Cost-plus is a popular retail pricing strategy. It preserves a margin and is easy to use, even for businesses with thousands of SKUs.
Cost-plus works as its name implies. A merchant determines the all-in cost of selling a product — sourcing, warehousing, marketing — and then adds a markup.
Cost + Markup = Price
The model is simple: know your product costs, pick a margin, and apply it to every item or category.
The strategy works well with low inflation, few competitors, and unforeseen transactional expenses. But it has a few flaws otherwise.
3 Flaws of Cost-plus Pricing
Product costs. The first complexity is fluctuating product costs. Rarely do inventory prices remain stable.
Consider recent events — Covid, the war in Ukraine, inflation, and even unpredictable weather, such as the flooding in Northern California. Each altered the price to make or buy inventory.
An item could cost $4.00 in Q1 and $4.25 in Q3. If it had no remaining inventory before the price increase, the seller could merely increase the price to match the new cost, a straightforward use of cost-plus.

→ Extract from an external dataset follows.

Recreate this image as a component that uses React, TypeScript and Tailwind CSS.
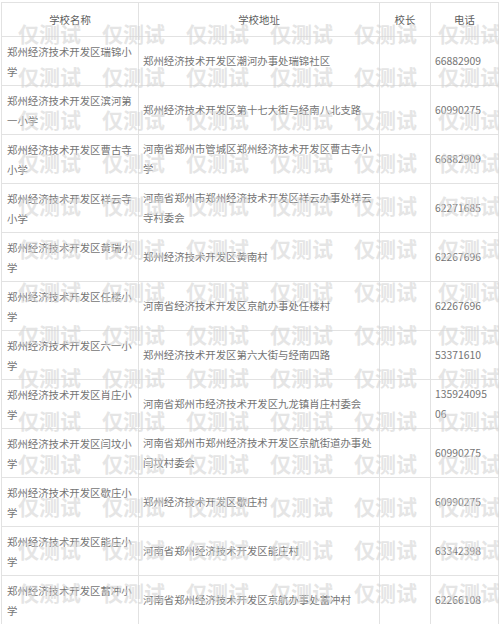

But what if the seller held $4.00 inventory when prices increased to $4.25?
Imagine a merchant sells 75 widgets a month on average but must reorder in gross batches of 144. The lead time for those orders is about 30 days, forcing the merchant to place orders while carrying inventory. Thus the seller could have 100 units in stock (at $4.00 each) when the price increase to $4.25 occurs. Ordering 144 more units results in an average cost of $4.15.
[(100 units x $4.00) + (144 units x $4.25)] / 244 = $4.15
But the 144 units on order will not arrive for a month. By that time, the price for ordering yet another gross will likely have moved again.
The problem is not insurmountable, but it illustrates the complexity of the cost-plus strategy.
Competition. Setting the target margin in cost-plus pricing is not as simple as doubling the price or picking an arbitrary profit on each unit sold. Rather, the margin should reflect competitors.
Michael E. Porter, a one-time Harvard Business School professor, identifies five competitive forces of consumer brands: direct rivals, buyers’ bargaining power, suppliers’ bargaining power, the threat of new entrants, and the threat of substitutions.
Direct rivals are the easiest force to evaluate. What will be the response of a close competitor when we set a target margin? Will the competitor match our price? Will it sell for less (or more)? Should we apply our margin equally to all items or vary by category or brand?
Transactional expense. The final complication in an otherwise simple-sounding strategy is managing transactional expenses, such as discounts, closeouts, and other marketing incentives.
At a strategic level, cost-plus is attractive. But then Porter’s market forces intervene, requiring sellers to offer free shipping, coupons, bundles, membership discounts, and more. All reduce the average margin.
Nuance Required
Cost-plus pricing on the surface appears easy to use and maintain. But changes in the supply chain, competitive forces, and even marketing tactics can complicate it. Thus, while helpful, cost-plus requires nuance and is not likely the only strategy to apply.